United States v. Zeigler

Ferguson, Judge

(dissenting):

I dissent.

In a long series of cases, this Court has consistently held that when an accused is suspected of an offense a statement, within the meaning of Article 31, Uniform Code of Military Justice, 10 USC § 831, may not be obtained from him unless he is first advised of his right to silence under this section of the Code. United States v Taylor, 5 USCMA 178, 17 CMR 178 (1954); United States v Holmes, 6 USCMA 151, 19 CMR 277 (1955); United States v Nowling, 9 USCMA 100, 25 CMR 362 (1958); United States v Williams, 10 USCMA 578, 28 CMR 144 (1959); United States v Corson, 18 USCMA 34, 39 CMR 34 (1968); United States v Rehm, 19 USCMA 559, 42 CMR 161 (1970). In the case at bar, Chief Warrant Officer Braxton testified, in part:

“. . . [A]fter he [the accused] was apprehended by myself and he didn’t have an ID card, and he gave me an erroneous name and erroneous organization at division, I sent him down to Food Service Company to try to get his identification.” [Emphasis supplied.]
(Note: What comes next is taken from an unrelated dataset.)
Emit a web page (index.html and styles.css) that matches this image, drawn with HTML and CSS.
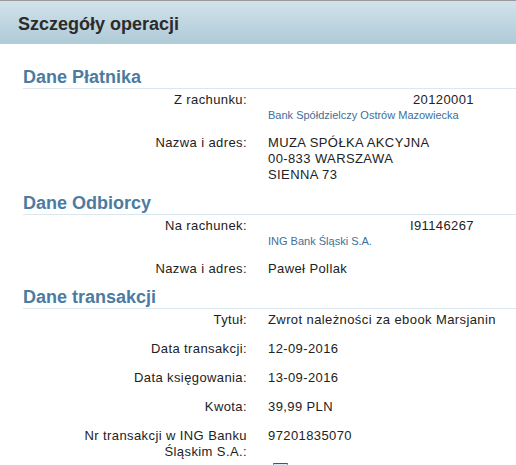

Braxton ordered a chaser (guard) to accompany the accused. When the accused returned with his wallet, the unauthorized identification card (specification 1, Charge II) was found therein. Braxton further testified that it was not until after he observed the card that he warned the accused in accordance with the provisions of Article 31, Code, supra. Under such circumstances, the admission into evidence of the identification card was error materially prejudicial to the substantial rights of the appellant. United States v Nowling; United States v Corson; United States v Rehm, all supra.

I would reverse the accused’s conviction for the unlawful possession of an unauthorized identification card *527and order Charge II and its specification dismissed. I would return the record of trial to the Judge Advocate General of the Navy and direct that the Court of Military Review may reassess the sentence on the basis of the remaining offense of absence without leave.